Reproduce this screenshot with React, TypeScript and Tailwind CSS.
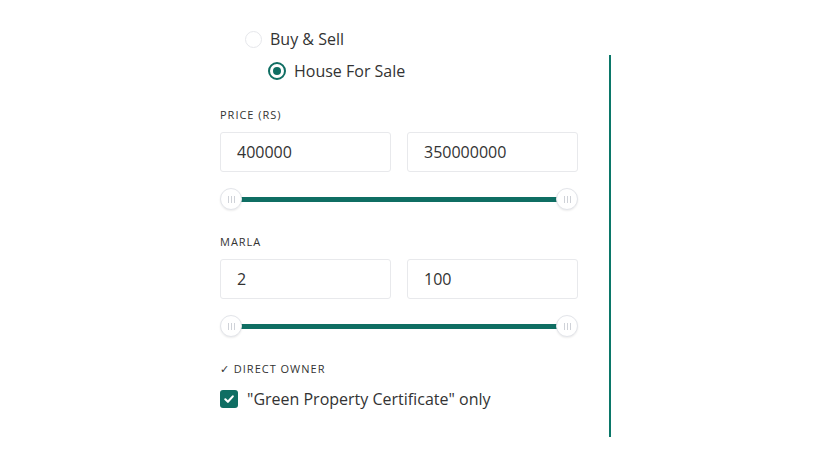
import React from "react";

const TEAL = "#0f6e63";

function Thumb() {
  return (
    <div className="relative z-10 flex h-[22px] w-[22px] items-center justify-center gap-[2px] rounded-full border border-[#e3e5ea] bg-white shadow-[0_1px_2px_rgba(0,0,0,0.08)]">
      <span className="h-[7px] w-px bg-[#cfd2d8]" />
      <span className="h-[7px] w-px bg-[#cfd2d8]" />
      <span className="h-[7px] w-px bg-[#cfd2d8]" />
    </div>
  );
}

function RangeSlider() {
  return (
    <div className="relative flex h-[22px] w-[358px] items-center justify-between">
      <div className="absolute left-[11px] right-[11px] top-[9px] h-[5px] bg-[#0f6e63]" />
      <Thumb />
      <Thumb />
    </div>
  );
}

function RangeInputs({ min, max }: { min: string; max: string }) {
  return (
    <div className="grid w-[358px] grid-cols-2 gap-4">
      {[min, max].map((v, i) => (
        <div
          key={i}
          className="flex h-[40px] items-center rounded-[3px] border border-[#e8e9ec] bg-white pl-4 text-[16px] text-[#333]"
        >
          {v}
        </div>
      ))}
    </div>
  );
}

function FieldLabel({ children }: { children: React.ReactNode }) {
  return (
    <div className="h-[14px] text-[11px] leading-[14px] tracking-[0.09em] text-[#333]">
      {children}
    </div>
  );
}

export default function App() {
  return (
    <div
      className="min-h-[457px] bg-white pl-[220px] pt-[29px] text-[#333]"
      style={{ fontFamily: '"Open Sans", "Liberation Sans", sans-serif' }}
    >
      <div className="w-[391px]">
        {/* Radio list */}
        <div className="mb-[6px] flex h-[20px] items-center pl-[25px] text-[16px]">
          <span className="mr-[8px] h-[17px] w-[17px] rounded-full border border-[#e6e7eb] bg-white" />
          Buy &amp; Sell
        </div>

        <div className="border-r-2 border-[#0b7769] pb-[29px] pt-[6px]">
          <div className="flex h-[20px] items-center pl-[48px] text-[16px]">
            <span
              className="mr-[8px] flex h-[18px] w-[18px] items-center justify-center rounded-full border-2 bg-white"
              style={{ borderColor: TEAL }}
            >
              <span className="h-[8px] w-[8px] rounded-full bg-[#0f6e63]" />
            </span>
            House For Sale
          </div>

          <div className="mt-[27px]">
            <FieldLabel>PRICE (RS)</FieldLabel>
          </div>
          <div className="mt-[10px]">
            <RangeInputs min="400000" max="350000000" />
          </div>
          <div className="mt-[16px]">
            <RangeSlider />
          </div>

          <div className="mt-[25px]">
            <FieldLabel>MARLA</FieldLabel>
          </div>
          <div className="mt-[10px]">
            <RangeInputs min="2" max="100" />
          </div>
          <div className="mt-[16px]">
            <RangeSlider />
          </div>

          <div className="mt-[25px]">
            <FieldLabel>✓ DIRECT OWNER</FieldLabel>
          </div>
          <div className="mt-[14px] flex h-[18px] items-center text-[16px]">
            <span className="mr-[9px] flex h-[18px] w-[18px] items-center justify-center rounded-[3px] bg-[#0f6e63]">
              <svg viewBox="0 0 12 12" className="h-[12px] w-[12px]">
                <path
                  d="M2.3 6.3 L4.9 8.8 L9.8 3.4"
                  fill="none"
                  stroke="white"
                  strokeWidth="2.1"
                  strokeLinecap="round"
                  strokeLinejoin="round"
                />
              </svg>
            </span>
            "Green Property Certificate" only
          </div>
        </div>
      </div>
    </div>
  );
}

_Stated goal_: Reproduce the material above verbatim; omit every picture.

_The completed task_:
Reproduce this screenshot with React, TypeScript and Tailwind CSS.
import React from "react";

const TEAL = "#0f6e63";

function Thumb() {
  return (
    <div className="relative z-10 flex h-[22px] w-[22px] items-center justify-center gap-[2px] rounded-full border border-[#e3e5ea] bg-white shadow-[0_1px_2px_rgba(0,0,0,0.08)]">
      <span className="h-[7px] w-px bg-[#cfd2d8]" />
      <span className="h-[7px] w-px bg-[#cfd2d8]" />
      <span className="h-[7px] w-px bg-[#cfd2d8]" />
    </div>
  );
}

function RangeSlider() {
  return (
    <div className="relative flex h-[22px] w-[358px] items-center justify-between">
      <div className="absolute left-[11px] right-[11px] top-[9px] h-[5px] bg-[#0f6e63]" />
      <Thumb />
      <Thumb />
    </div>
  );
}

function RangeInputs({ min, max }: { min: string; max: string }) {
  return (
    <div className="grid w-[358px] grid-cols-2 gap-4">
      {[min, max].map((v, i) => (
        <div
          key={i}
          className="flex h-[40px] items-center rounded-[3px] border border-[#e8e9ec] bg-white pl-4 text-[16px] text-[#333]"
        >
          {v}
        </div>
      ))}
    </div>
  );
}

function FieldLabel({ children }: { children: React.ReactNode }) {
  return (
    <div className="h-[14px] text-[11px] leading-[14px] tracking-[0.09em] text-[#333]">
      {children}
    </div>
  );
}

export default function App() {
  return (
    <div
      className="min-h-[457px] bg-white pl-[220px] pt-[29px] text-[#333]"
      style={{ fontFamily: '"Open Sans", "Liberation Sans", sans-serif' }}
    >
      <div className="w-[391px]">
        {/* Radio list */}
        <div className="mb-[6px] flex h-[20px] items-center pl-[25px] text-[16px]">
          <span className="mr-[8px] h-[17px] w-[17px] rounded-full border border-[#e6e7eb] bg-white" />
          Buy &amp; Sell
        </div>

        <div className="border-r-2 border-[#0b7769] pb-[29px] pt-[6px]">
          <div className="flex h-[20px] items-center pl-[48px] text-[16px]">
            <span
              className="mr-[8px] flex h-[18px] w-[18px] items-center justify-center rounded-full border-2 bg-white"
              style={{ borderColor: TEAL }}
            >
              <span className="h-[8px] w-[8px] rounded-full bg-[#0f6e63]" />
            </span>
            House For Sale
          </div>

          <div className="mt-[27px]">
            <FieldLabel>PRICE (RS)</FieldLabel>
          </div>
          <div className="mt-[10px]">
            <RangeInputs min="400000" max="350000000" />
          </div>
          <div className="mt-[16px]">
            <RangeSlider />
          </div>

          <div className="mt-[25px]">
            <FieldLabel>MARLA</FieldLabel>
          </div>
          <div className="mt-[10px]">
            <RangeInputs min="2" max="100" />
          </div>
          <div className="mt-[16px]">
            <RangeSlider />
          </div>

          <div className="mt-[25px]">
            <FieldLabel>✓ DIRECT OWNER</FieldLabel>
          </div>
          <div className="mt-[14px] flex h-[18px] items-center text-[16px]">
            <span className="mr-[9px] flex h-[18px] w-[18px] items-center justify-center rounded-[3px] bg-[#0f6e63]">
              <svg viewBox="0 0 12 12" className="h-[12px] w-[12px]">
                <path
                  d="M2.3 6.3 L4.9 8.8 L9.8 3.4"
                  fill="none"
                  stroke="white"
                  strokeWidth="2.1"
                  strokeLinecap="round"
                  strokeLinejoin="round"
                />
              </svg>
            </span>
            "Green Property Certificate" only
          </div>
        </div>
      </div>
    </div>
  );
}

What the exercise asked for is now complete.